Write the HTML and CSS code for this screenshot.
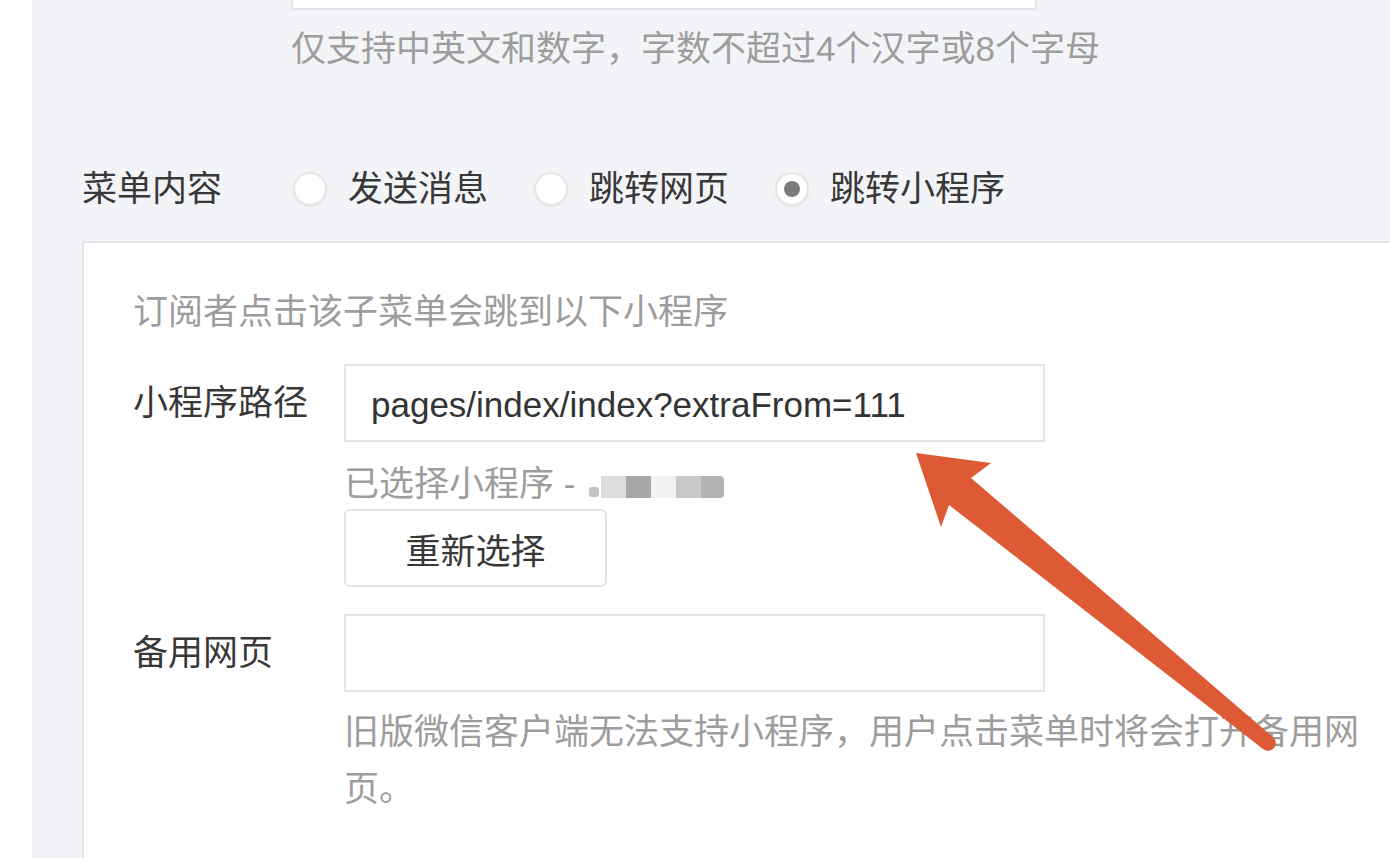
FILE: index.html
```html
<!DOCTYPE html>
<html lang="zh-CN">
<head>
<meta charset="utf-8">
<link rel="stylesheet" href="styles.css">
</head>
<body>
<div class="page">
  <div class="strip"></div>
  <main class="main">
    <div class="name-field">
      <div class="input top-input"></div>
      <p class="hint">仅支持中英文和数字，字数不超过4个汉字或8个字母</p>
    </div>

    <div class="menu-row">
      <span class="menu-label">菜单内容</span>
      <label class="radio"><span class="dot"></span>发送消息</label>
      <label class="radio"><span class="dot"></span>跳转网页</label>
      <label class="radio checked"><span class="dot"></span>跳转小程序</label>
    </div>

    <section class="card">
      <p class="desc">订阅者点击该子菜单会跳到以下小程序</p>

      <div class="field">
        <span class="field-label">小程序路径</span>
        <div class="field-body">
          <div class="input path-input">pages/index/index?extraFrom=111</div>
          <p class="hint selected">已选择小程序 - <span class="mosaic"><i class="m0"></i><i class="m1"></i><i class="m2"></i><i class="m3"></i><i class="m4"></i><i class="m5"></i></span></p>
          <button class="btn">重新选择</button>
        </div>
      </div>

      <div class="field second">
        <span class="field-label">备用网页</span>
        <div class="field-body">
          <div class="input path-input"></div>
          <p class="hint backup">旧版微信客户端无法支持小程序，用户点击菜单时将会打开备用网页。</p>
        </div>
      </div>
    </section>
  </main>
</div>

<svg class="arrow" width="1390" height="858" viewBox="0 0 1390 858">
  <path d="M916 453 L991 463 L971 478 L1273 737 A7 7 0 0 1 1263 749 L949 505 L941 527 Z" fill="#dd5a35"/>
</svg>
</body>
</html>
```

FILE: styles.css
```css
* { box-sizing: border-box; }

html, body {
  margin: 0;
  padding: 0;
  height: 858px;
  overflow: hidden;
  background: #ffffff;
  font-family: "Liberation Sans", "Noto Sans CJK SC", sans-serif;
  font-size: 35px;
  color: #383838;
}

.page {
  display: flex;
  height: 858px;
}

.strip {
  width: 32px;
  flex: none;
  background: #ffffff;
}

.main {
  flex: 1;
  background: #f3f4f8;
  padding-left: 50px;
  overflow: hidden;
}

.name-field {
  margin-left: 209px;
}

.input {
  background: #ffffff;
  border: 2px solid #e4e5ea;
}

.top-input {
  width: 746px;
  height: 80px;
  margin-top: -70px;
}

.hint {
  margin: 0;
  color: #9d9d9d;
  line-height: 50px;
}

.name-field .hint {
  margin-top: 14px;
}

.menu-row {
  display: flex;
  align-items: center;
  margin-top: 90px;
  height: 50px;
  line-height: 50px;
}

.menu-label {
  width: 211px;
  flex: none;
}

.radio {
  display: flex;
  align-items: center;
  margin-right: 46px;
}

.dot {
  width: 34px;
  height: 34px;
  border-radius: 50%;
  background: #ffffff;
  border: 2px solid #e6e6e6;
  box-shadow: 0 1px 2px rgba(0, 0, 0, 0.06);
  margin-right: 21px;
  display: flex;
  align-items: center;
  justify-content: center;
}

.radio.checked .dot::after {
  content: "";
  width: 16px;
  height: 16px;
  border-radius: 50%;
  background: #7b7b7b;
}

.card {
  margin-top: 27px;
  background: #ffffff;
  border-top: 2px solid #e4e5ea;
  border-left: 2px solid #e4e5ea;
  padding: 44px 0 0 49px;
  height: 700px;
}

.desc {
  margin: 0;
  color: #9d9d9d;
  line-height: 50px;
}

.field {
  display: flex;
  align-items: flex-start;
  margin-top: 27px;
}

.field-label {
  width: 211px;
  flex: none;
  line-height: 78px;
}

.field-body {
  display: flex;
  flex-direction: column;
  align-items: flex-start;
}

.path-input {
  width: 701px;
  height: 78px;
  padding-left: 25px;
  line-height: 78px;
  color: #333333;
}

.hint.selected {
  margin-top: 17px;
  display: flex;
  align-items: center;
}

.mosaic {
  display: flex;
  align-items: center;
  margin-left: 14px;
  margin-top: 6px;
  height: 24px;
}

.mosaic i {
  display: block;
  height: 22px;
}

.mosaic .m0 { width: 10px; height: 10px; margin-top: 10px; background: #c4c4c4; border-radius: 3px; margin-right: 2px; }
.mosaic .m1 { width: 25px; background: #dcdcdc; }
.mosaic .m2 { width: 25px; background: #a8a8a8; }
.mosaic .m3 { width: 25px; background: #f2f2f2; }
.mosaic .m4 { width: 25px; background: #c9c9c9; }
.mosaic .m5 { width: 23px; background: #b3b3b3; border-radius: 0 4px 4px 0; }

.btn {
  width: 263px;
  height: 78px;
  background: #ffffff;
  border: 2px solid #e2e3e6;
  border-radius: 6px;
  font: inherit;
  color: #383838;
  padding: 0;
}

.field.second {
  margin-top: 27px;
}

.hint.backup {
  margin-top: 11px;
  width: 1030px;
  line-height: 57px;
}

.arrow {
  position: absolute;
  left: 0;
  top: 0;
  pointer-events: none;
}
```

------------------------------------------------------------------------

- [WORK INSTRUCTIONS] Reproduce every line exactly and omit all pictures.

- [EXERCISE SOLUTION]
Write the HTML and CSS code for this screenshot.
FILE: index.html
```html
<!DOCTYPE html>
<html lang="zh-CN">
<head>
<meta charset="utf-8">
<link rel="stylesheet" href="styles.css">
</head>
<body>
<div class="page">
  <div class="strip"></div>
  <main class="main">
    <div class="name-field">
      <div class="input top-input"></div>
      <p class="hint">仅支持中英文和数字，字数不超过4个汉字或8个字母</p>
    </div>

    <div class="menu-row">
      <span class="menu-label">菜单内容</span>
      <label class="radio"><span class="dot"></span>发送消息</label>
      <label class="radio"><span class="dot"></span>跳转网页</label>
      <label class="radio checked"><span class="dot"></span>跳转小程序</label>
    </div>

    <section class="card">
      <p class="desc">订阅者点击该子菜单会跳到以下小程序</p>

      <div class="field">
        <span class="field-label">小程序路径</span>
        <div class="field-body">
          <div class="input path-input">pages/index/index?extraFrom=111</div>
          <p class="hint selected">已选择小程序 - <span class="mosaic"><i class="m0"></i><i class="m1"></i><i class="m2"></i><i class="m3"></i><i class="m4"></i><i class="m5"></i></span></p>
          <button class="btn">重新选择</button>
        </div>
      </div>

      <div class="field second">
        <span class="field-label">备用网页</span>
        <div class="field-body">
          <div class="input path-input"></div>
          <p class="hint backup">旧版微信客户端无法支持小程序，用户点击菜单时将会打开备用网页。</p>
        </div>
      </div>
    </section>
  </main>
</div>

<svg class="arrow" width="1390" height="858" viewBox="0 0 1390 858">
  <path d="M916 453 L991 463 L971 478 L1273 737 A7 7 0 0 1 1263 749 L949 505 L941 527 Z" fill="#dd5a35"/>
</svg>
</body>
</html>
```

FILE: styles.css
```css
* { box-sizing: border-box; }

html, body {
  margin: 0;
  padding: 0;
  height: 858px;
  overflow: hidden;
  background: #ffffff;
  font-family: "Liberation Sans", "Noto Sans CJK SC", sans-serif;
  font-size: 35px;
  color: #383838;
}

.page {
  display: flex;
  height: 858px;
}

.strip {
  width: 32px;
  flex: none;
  background: #ffffff;
}

.main {
  flex: 1;
  background: #f3f4f8;
  padding-left: 50px;
  overflow: hidden;
}

.name-field {
  margin-left: 209px;
}

.input {
  background: #ffffff;
  border: 2px solid #e4e5ea;
}

.top-input {
  width: 746px;
  height: 80px;
  margin-top: -70px;
}

.hint {
  margin: 0;
  color: #9d9d9d;
  line-height: 50px;
}

.name-field .hint {
  margin-top: 14px;
}

.menu-row {
  display: flex;
  align-items: center;
  margin-top: 90px;
  height: 50px;
  line-height: 50px;
}

.menu-label {
  width: 211px;
  flex: none;
}

.radio {
  display: flex;
  align-items: center;
  margin-right: 46px;
}

.dot {
  width: 34px;
  height: 34px;
  border-radius: 50%;
  background: #ffffff;
  border: 2px solid #e6e6e6;
  box-shadow: 0 1px 2px rgba(0, 0, 0, 0.06);
  margin-right: 21px;
  display: flex;
  align-items: center;
  justify-content: center;
}

.radio.checked .dot::after {
  content: "";
  width: 16px;
  height: 16px;
  border-radius: 50%;
  background: #7b7b7b;
}

.card {
  margin-top: 27px;
  background: #ffffff;
  border-top: 2px solid #e4e5ea;
  border-left: 2px solid #e4e5ea;
  padding: 44px 0 0 49px;
  height: 700px;
}

.desc {
  margin: 0;
  color: #9d9d9d;
  line-height: 50px;
}

.field {
  display: flex;
  align-items: flex-start;
  margin-top: 27px;
}

.field-label {
  width: 211px;
  flex: none;
  line-height: 78px;
}

.field-body {
  display: flex;
  flex-direction: column;
  align-items: flex-start;
}

.path-input {
  width: 701px;
  height: 78px;
  padding-left: 25px;
  line-height: 78px;
  color: #333333;
}

.hint.selected {
  margin-top: 17px;
  display: flex;
  align-items: center;
}

.mosaic {
  display: flex;
  align-items: center;
  margin-left: 14px;
  margin-top: 6px;
  height: 24px;
}

.mosaic i {
  display: block;
  height: 22px;
}

.mosaic .m0 { width: 10px; height: 10px; margin-top: 10px; background: #c4c4c4; border-radius: 3px; margin-right: 2px; }
.mosaic .m1 { width: 25px; background: #dcdcdc; }
.mosaic .m2 { width: 25px; background: #a8a8a8; }
.mosaic .m3 { width: 25px; background: #f2f2f2; }
.mosaic .m4 { width: 25px; background: #c9c9c9; }
.mosaic .m5 { width: 23px; background: #b3b3b3; border-radius: 0 4px 4px 0; }

.btn {
  width: 263px;
  height: 78px;
  background: #ffffff;
  border: 2px solid #e2e3e6;
  border-radius: 6px;
  font: inherit;
  color: #383838;
  padding: 0;
}

.field.second {
  margin-top: 27px;
}

.hint.backup {
  margin-top: 11px;
  width: 1030px;
  line-height: 57px;
}

.arrow {
  position: absolute;
  left: 0;
  top: 0;
  pointer-events: none;
}
```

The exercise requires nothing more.